Dice Robert Crumb que Un adiós especial es uno de los mejores cómics que ha "leído en su vida, junto con Maus" y que le conmovió hasta hacerle "saltar las lágrimas". Seguro que incluso le recordó a sus primeras obras de creación y a las de sus colegas de generación, añadimos nosotros: aquellos trabajos underground de los últimos años sesenta, que no reparaban en correcciones políticas o medias tintas a la hora de aproximarse a temas difíciles, controvertidos o, directamente, desagradables. Hablamos de los cómics del propio Crumb, cargados de acidez y mala leche detrás de su ironía y humor negro, o de los comix cafres de Clay Wilson; también, desde luego, de aquellas primeras autoras underground, las Trina Robbins, Roberta Gregory o Aline Kominsky (Señora Crumb, a la postre).

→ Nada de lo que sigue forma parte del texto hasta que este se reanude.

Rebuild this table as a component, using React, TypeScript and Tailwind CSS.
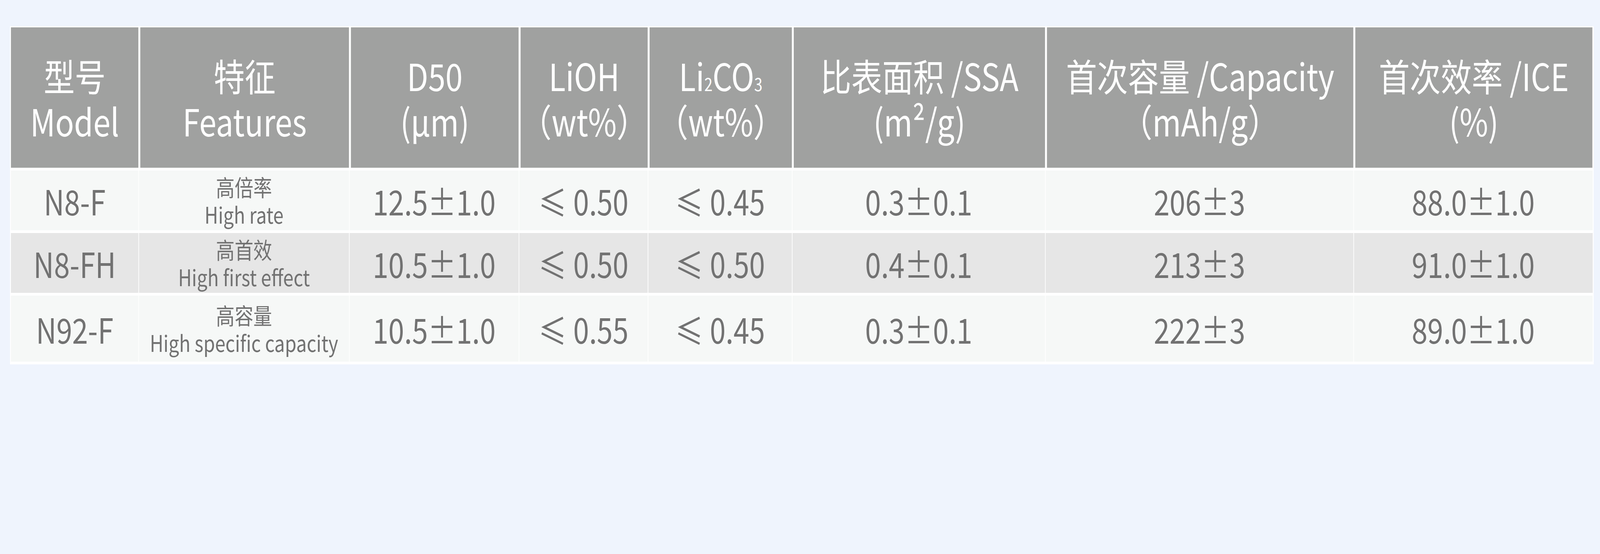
import React from 'react';

type Row = {
  model: string;
  zh: string;
  en: string;
  d50: string;
  lioh: string;
  li2co3: string;
  ssa: string;
  cap: string;
  ice: string;
  bg: string;
  h: string;
};

const rows: Row[] = [
  { model: 'N8-F', zh: '高倍率', en: 'High rate', d50: '12.5±1.0', lioh: '≤ 0.50', li2co3: '≤ 0.45', ssa: '0.3±0.1', cap: '206±3', ice: '88.0±1.0', bg: 'bg-[#f6f8f7]', h: 'h-[153px]' },
  { model: 'N8-FH', zh: '高首效', en: 'High first effect', d50: '10.5±1.0', lioh: '≤ 0.50', li2co3: '≤ 0.50', ssa: '0.4±0.1', cap: '213±3', ice: '91.0±1.0', bg: 'bg-[#e6e6e6]', h: 'h-[153px]' },
  { model: 'N92-F', zh: '高容量', en: 'High specific capacity', d50: '10.5±1.0', lioh: '≤ 0.55', li2co3: '≤ 0.45', ssa: '0.3±0.1', cap: '222±3', ice: '89.0±1.0', bg: 'bg-[#f6f8f7]', h: 'h-[169px]' },
];

const cols = 'grid grid-cols-[395px_653px_526px_400px_447px_785px_956px_741px]';

function Head({ children, first }: { children: React.ReactNode; first?: boolean }) {
  return (
    <div
      className={`flex flex-col items-center justify-center bg-[#a0a1a0] text-center text-[96px] leading-[1.2] text-white ${
        first ? '' : 'border-l-[6px] border-white'
      }`}
    >
      {children}
    </div>
  );
}

function Cell({ children, first }: { children: React.ReactNode; first?: boolean }) {
  return (
    <div
      className={`flex flex-col items-center justify-center text-center text-[88px] leading-[1.2] text-[#727272] ${
        first ? '' : 'border-l-2 border-white'
      }`}
    >
      {children}
    </div>
  );
}

export default function App() {
  return (
    <div
      className="min-h-[1417px] w-full overflow-hidden bg-[#eff4fd]"
      style={{ fontFamily: '"Noto Sans CJK SC", "Noto Sans", sans-serif' }}
    >
      <div className="w-[4961px] origin-top-left scale-x-[0.8257] pt-[67px] pl-[31px]">
        <div className="w-[4910px] bg-white px-[3px] pt-[3px] pb-[7px]">
          {/* header */}
          <div className={`${cols} h-[359px]`}>
            <Head first>
              <span>型号</span>
              <span>Model</span>
            </Head>
            <Head>
              <span>特征</span>
              <span>Features</span>
            </Head>
            <Head>
              <span>D50</span>
              <span>(μm)</span>
            </Head>
            <Head>
              <span>LiOH</span>
              <span>（wt%）</span>
            </Head>
            <Head>
              <span>
                Li<span className="text-[46px]">2</span>CO<span className="text-[46px]">3</span>
              </span>
              <span>（wt%）</span>
            </Head>
            <Head>
              <span>比表面积 /SSA</span>
              <span>(m²/g)</span>
            </Head>
            <Head>
              <span>首次容量 /Capacity</span>
              <span>（mAh/g）</span>
            </Head>
            <Head>
              <span>首次效率 /ICE</span>
              <span>(%)</span>
            </Head>
          </div>

          {/* body */}
          {rows.map((r) => (
            <div key={r.model} className={`${cols} ${r.h} ${r.bg} mt-[7px]`}>
              <Cell first>{r.model}</Cell>
              <Cell>
                <span className="text-[58px] leading-[1.2]">{r.zh}</span>
                <span className="text-[58px] leading-[1.2]">{r.en}</span>
              </Cell>
              <Cell>{r.d50}</Cell>
              <Cell>{r.lioh}</Cell>
              <Cell>{r.li2co3}</Cell>
              <Cell>{r.ssa}</Cell>
              <Cell>{r.cap}</Cell>
              <Cell>{r.ice}</Cell>
            </div>
          ))}
        </div>
      </div>
    </div>
  );
}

De aquellas referencias, evidentemente, mamó Joyce Farmer, de hecho, ella era parte muy activa dentro del panorama underground. Participó en aquella revista fundacional que fue Wimmen's Comix y fue la fundadora, junto a Lyn Chevely, de otra revista feminista de importancia dentro del movimiento feminista, Clits & Tits. Su estilo tosco, decididamente underground, áspero e incómodo, nos recuerda a un peculiar híbrido entre Crumb, el ya mencionado Clay Wilson y la caricatura de Gregory. De la honestidad de aquellos cómics bebe también Joyce Farmer a la hora de plantearse las líneas maestras argumentales de su tremenda historia en Un adios especial.
Dicen que los grandes temas de la literatura universal (de la narrativa en definitiva) no son más de cuatro o cinco: el amor, la muerte, la búsqueda, el paso del tiempo... Sucede que el arte suele jugar a la recreación ficcional, al artificio, a la idealización estética. En pocas ocasiones se nos acerca a esos tópicos del tempus fugit y del vanitas vanitatis con la crudeza con la que nos los muestra esta obra.

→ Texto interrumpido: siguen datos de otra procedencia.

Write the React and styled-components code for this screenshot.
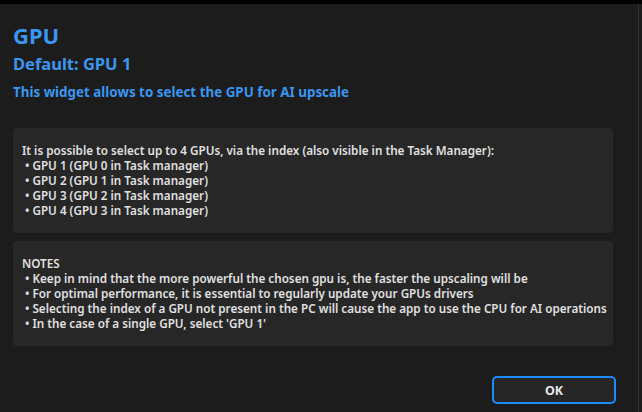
import React from "react";
import styled, { createGlobalStyle } from "styled-components";

const GlobalStyle = createGlobalStyle`
  html, body {
    margin: 0;
    padding: 0;
    background: #1c1c1c;
  }
  body {
    font-family: "Noto Sans", "Open Sans", sans-serif;
  }
`;

const Screen = styled.div`
  width: 642px;
  height: 412px;
  display: flex;
  flex-direction: column;
  background: #000;
  overflow: hidden;
`;

const Body = styled.div`
  flex: 1;
  display: flex;
  margin-top: 4px;
  min-height: 0;
`;

const Dialog = styled.div`
  flex: 1;
  min-width: 0;
  background: #1c1c1c;
  display: flex;
  flex-direction: column;
  padding: 16px 25px 0 13px;
`;

const SideStrip = styled.div`
  width: 3px;
  background: #1c1c1c;
  border-left: 1px solid #333;
`;

const Title = styled.h1`
  margin: 0;
  font-size: 22px;
  font-weight: 700;
  color: #3a96f0;
  line-height: 30px;
`;

const Subtitle = styled.h2`
  margin: 2px 0 0;
  font-size: 16.5px;
  font-weight: 700;
  color: #3a96f0;
  line-height: 24px;
`;

const Lead = styled.p`
  margin: 7px 0 0;
  font-size: 13.4px;
  font-weight: 700;
  color: #3a96f0;
  line-height: 18px;
`;

const Card = styled.div`
  background: #272727;
  border-radius: 4px;
  padding: 15px 9px 14px;
  margin-top: ${(p) => p.$gap}px;
  height: 105px;
  box-sizing: border-box;
  color: #e0e0e0;
  font-size: 11.7px;
  font-weight: 600;
  line-height: 15px;
`;

const Line = styled.div`
  white-space: nowrap;
  padding-left: ${(p) => (p.$bullet ? "3px" : "0")};
`;

const Footer = styled.div`
  display: flex;
  justify-content: flex-end;
  margin-top: 30px;
`;

const OkButton = styled.button`
  width: 124px;
  height: 28px;
  margin-right: -3px;
  background: #262626;
  border: 2px solid #1a8cff;
  border-radius: 5px;
  color: #e6e6e6;
  font-family: inherit;
  font-size: 12.5px;
  font-weight: 700;
  cursor: pointer;
`;

const gpus = [
  "GPU 1 (GPU 0 in Task manager)",
  "GPU 2 (GPU 1 in Task manager)",
  "GPU 3 (GPU 2 in Task manager)",
  "GPU 4 (GPU 3 in Task manager)",
];

const notes = [
  "Keep in mind that the more powerful the chosen gpu is, the faster the upscaling will be",
  "For optimal performance, it is essential to regularly update your GPUs drivers",
  "Selecting the index of a GPU not present in the PC will cause the app to use the CPU for AI operations",
  "In the case of a single GPU, select 'GPU 1'",
];

export default function App() {
  return (
    <>
      <GlobalStyle />
      <Screen>
        <Body>
          <Dialog>
            <Title>GPU</Title>
            <Subtitle>Default: GPU 1</Subtitle>
            <Lead>This widget allows to select the GPU for AI upscale</Lead>
            <Card $gap={27}>
              <Line>
                It is possible to select up to 4 GPUs, via the index (also visible in the Task Manager):
              </Line>
              {gpus.map((g) => (
                <Line key={g} $bullet>• {g}</Line>
              ))}
            </Card>
            <Card $gap={8}>
              <Line>NOTES</Line>
              {notes.map((n) => (
                <Line key={n} $bullet>• {n}</Line>
              ))}
            </Card>
            <Footer>
              <OkButton>OK</OkButton>
            </Footer>
          </Dialog>
          <SideStrip />
        </Body>
      </Screen>
    </>
  );
}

Nos habla Un adiós especial de las miserias y dolores de lo inevitable: las que implican el paso del tiempo y la degradación de la carne. Nos sitúa la autora en los últimos años de las vidas de Lars y Rachel, dos octogenarios tan lúcidos mentalmente, como estropeados físicamente. Quizás sea ahí donde resida la mayor de las torturas: en la degradación consciente, en la noción de la pérdida. Los dos ancianos descubren sus achaques, sus dolencias, de forma paulatina y torturante. Del mismo modo que el niño se acerca al mundo, a las novedades de su existencia, los ancianos de Un adiós especial se aproximan, titubeantes y temerosos, hacia esa otra novedad que nos acecha al final de nuestros días, la inexistencia.

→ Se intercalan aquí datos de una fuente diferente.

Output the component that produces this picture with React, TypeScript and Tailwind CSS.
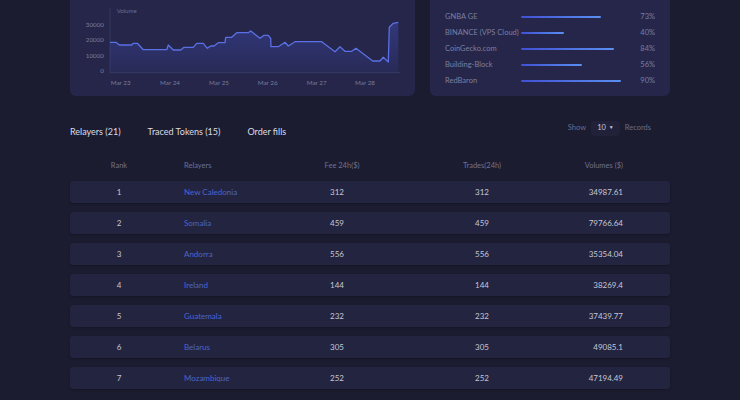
import React from 'react';

const POINTS: [number, number][] = [
    [40, 42.3], [46, 42.3], [49.3, 45], [61.7, 45], [63.3, 43.3], [67.3, 43.3], [73.3, 49.7],
    [96.7, 49.7], [98.3, 45], [103.3, 50], [110.7, 50], [114, 47.3], [123.3, 47.3], [126.7, 43.3],
    [133.3, 43.3], [137.3, 48.3], [140.7, 46], [144, 46], [148.3, 42.7], [155, 42.7], [155.7, 37.3],
    [161.7, 37.3], [166.7, 32.7], [178.3, 32.7], [180.7, 31], [190, 38.3], [194, 35.3], [198.3, 35.3],
    [200.7, 38.3], [201, 46.7], [208.3, 46.7], [215, 42.3], [218.3, 46], [225, 41.7], [251.7, 41.7],
    [265, 51.7], [270, 46.7], [275, 51.3], [281.7, 51.3], [286, 48.3], [302.7, 61], [310, 61],
    [313.3, 57.3], [318.3, 62], [319.3, 27.3], [323.3, 23.3], [328.3, 22.3],
];

const BASE = 72.7;

const Y_TICKS = [
    { label: '30000', y: 24.7 },
    { label: '20000', y: 39.7 },
    { label: '10000', y: 55.3 },
    { label: '0', y: 70.7 },
];

const X_TICKS = [
    { label: 'Mar 23', x: 40.7 },
    { label: 'Mar 24', x: 90 },
    { label: 'Mar 25', x: 139 },
    { label: 'Mar 26', x: 187.7 },
    { label: 'Mar 27', x: 236.7 },
    { label: 'Mar 28', x: 285 },
];

const SOURCES = [
    { name: 'GNBA GE', pct: 73 },
    { name: 'BINANCE (VPS Cloud)', pct: 40 },
    { name: 'CoinGecko.com', pct: 84 },
    { name: 'Building-Block', pct: 56 },
    { name: 'RedBaron', pct: 90 },
];

const ROWS = [
    { rank: 1, name: 'New Caledonia', fee: 312, trades: 312, volume: '34987.61' },
    { rank: 2, name: 'Somalia', fee: 459, trades: 459, volume: '79766.64' },
    { rank: 3, name: 'Andorra', fee: 556, trades: 556, volume: '35354.04' },
    { rank: 4, name: 'Ireland', fee: 144, trades: 144, volume: '38269.4' },
    { rank: 5, name: 'Guatemala', fee: 232, trades: 232, volume: '37439.77' },
    { rank: 6, name: 'Belarus', fee: 305, trades: 305, volume: '49085.1' },
    { rank: 7, name: 'Mozambique', fee: 252, trades: 252, volume: '47194.49' },
];

const VolumeChart: React.FC = () => {
    const line = POINTS.map(([x, y], i) => `${i ? 'L' : 'M'}${x} ${y}`).join(' ');
    const area = `${line} L328.3 ${BASE} L40 ${BASE} Z`;
    return (
        <svg width="345" height="96" viewBox="0 0 345 96" className="block">
            <defs>
                <linearGradient id="volFill" x1="0" y1="0" x2="0" y2="1">
                    <stop offset="0%" stopColor="#4a5ad8" stopOpacity="0.35" />
                    <stop offset="100%" stopColor="#4a5ad8" stopOpacity="0.08" />
                </linearGradient>
            </defs>
            <line x1="40" y1="8" x2="40" y2={BASE} stroke="#3a3c66" strokeWidth="0.8" />
            <line x1="40" y1={BASE} x2="330" y2={BASE} stroke="#3a3c66" strokeWidth="0.8" />
            <text x="46.7" y="12.5" fontSize="6" fill="#6c6e90" fontFamily="Lato, sans-serif">Volume</text>
            {Y_TICKS.map(t => (
                <text key={t.label} x="34" y={t.y + 2.2} fontSize="6.3" fill="#7a7c9c" textAnchor="end" fontFamily="Lato, sans-serif">
                    {t.label}
                </text>
            ))}
            {X_TICKS.map(t => (
                <text key={t.label} x={t.x} y="84.5" fontSize="6.3" fill="#7a7c9c" fontFamily="Lato, sans-serif">
                    {t.label}
                </text>
            ))}
            <path d={area} fill="url(#volFill)" />
            <path d={line} fill="none" stroke="#5a70e4" strokeWidth="1.3" strokeLinejoin="round" />
        </svg>
    );
};

export default function App() {
    return (
        <div className="min-h-screen bg-[#1b1c2f] font-['Lato',sans-serif] overflow-hidden">
            <div className="w-[600px] mx-auto">
                {/* Top cards */}
                <div className="flex gap-[15px] h-[96px]">
                    <div className="w-[345px] bg-[#25264a] rounded-b-md overflow-hidden">
                        <VolumeChart />
                    </div>
                    <div className="w-[240px] bg-[#25264a] rounded-b-md px-[15px] pt-[9px]">
                        {SOURCES.map(s => (
                            <div key={s.name} className="flex items-center h-[16px]">
                                <span className="w-[76px] text-[7.5px] text-[#7c7ea0] whitespace-nowrap">{s.name}</span>
                                <div className="w-[112px] h-[2.5px]">
                                    <div
                                        className="h-full rounded-full bg-gradient-to-r from-[#4150d4] to-[#5b8ff0]"
                                        style={{ width: `${s.pct * 1.13 - 2}px` }}
                                    />
                                </div>
                                <span className="flex-1 text-right text-[7.5px] text-[#7c7ea0]">{s.pct}%</span>
                            </div>
                        ))}
                    </div>
                </div>

                {/* Tabs + page size */}
                <div className="flex items-center justify-between mt-[20px] h-[24px]">
                    <div className="flex items-center gap-[27px] text-[9px] text-[#dcdce8] mt-[8px]">
                        <span>Relayers (21)</span>
                        <span>Traced Tokens (15)</span>
                        <span>Order fills</span>
                    </div>
                    <div className="flex items-center gap-[5px] text-[7.5px] text-[#6a6c8c] mr-[19px]">
                        <span>Show</span>
                        <span className="flex items-center gap-[3px] bg-[#212239] rounded px-[6px] h-[15px] text-[#c9c9dc]">
                            10 <span className="text-[5px]">▼</span>
                        </span>
                        <span>Records</span>
                    </div>
                </div>

                {/* Table header */}
                <div className="flex items-center h-[24px] mt-[14px] text-[7.5px] text-[#6f7192]">
                    <span className="w-[98px] text-center">Rank</span>
                    <span className="w-[102px] pl-[16px]">Relayers</span>
                    <span className="w-[144px] text-center">Fee 24h($)</span>
                    <span className="w-[136px] text-center">Trades(24h)</span>
                    <span className="w-[73px] text-right">Volumes ($)</span>
                </div>

                {/* Rows */}
                <div className="flex flex-col gap-[9px] mt-[3px]">
                    {ROWS.map(r => (
                        <div
                            key={r.rank}
                            className="flex items-center h-[22px] rounded-[3px] bg-[#23243f] text-[8px] text-[#c6c7d8] shadow-[0_1px_2px_rgba(0,0,0,0.25)]"
                        >
                            <span className="w-[98px] text-center">{r.rank}</span>
                            <span className="w-[102px] pl-[16px] text-[#4a64d0] whitespace-nowrap">{r.name}</span>
                            <span className="w-[134px] text-center">{r.fee}</span>
                            <span className="w-[156px] text-center">{r.trades}</span>
                            <span className="w-[63px] text-right">{r.volume}</span>
                        </div>
                    ))}
                </div>
            </div>
        </div>
    );
}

Y al mismo tiempo, observamos y compartimos un segundo drama: el de Laura, la hija de Lars y Rachel, que asiste impotente a la paulatina invalidez de sus padres, que intenta ofrecer su ayuda y que sufre en su propia piel el dolor de aquellos. El dolor y la confusión de Rachel ante las acuciantes necesidades de los que un día la protegieron a ella, no es sino el reflejo de nuestra propia posición ante la idea del fin de la autosuficiencia, el pensamiento de que algún día ya no nos será suficiente con nuestras propias fuerzas, porque seguramente careceremos de ellas.
Cada tropezón, cada enfermedad añadida de Lars y Rachel es una pequeña tragedia que se nos antoja irreversible y que nos aproxima, como lectores, hacia un sino inevitable que también nos observa a nosotros desde la distancia. Ahí nace la fuente de las emociones que despierta esta obra en todos los que a ella se acercan; el dolor que encierran sus páginas y que su dibujo quebradizo e imperfecto transmite al lector es al mismo tiempo, la razón de su éxito.
Es cierto que su línea narrativa peca de fragmentaria, que la abundancia de disdacalias temporales ("dos meses después", "pasan algunas semanas", etc.) puede parecer antigua o resultar un tanto torpe en la era Ware, pero, ay amigos, recursos son al servicio de un universal: la muerte, así con minúsculas. La muerte que nos espera y que nos duele desde las páginas de este cómic, lacerante de tan denso y explícito como es; admirable por su honestidad y su falta de atajos.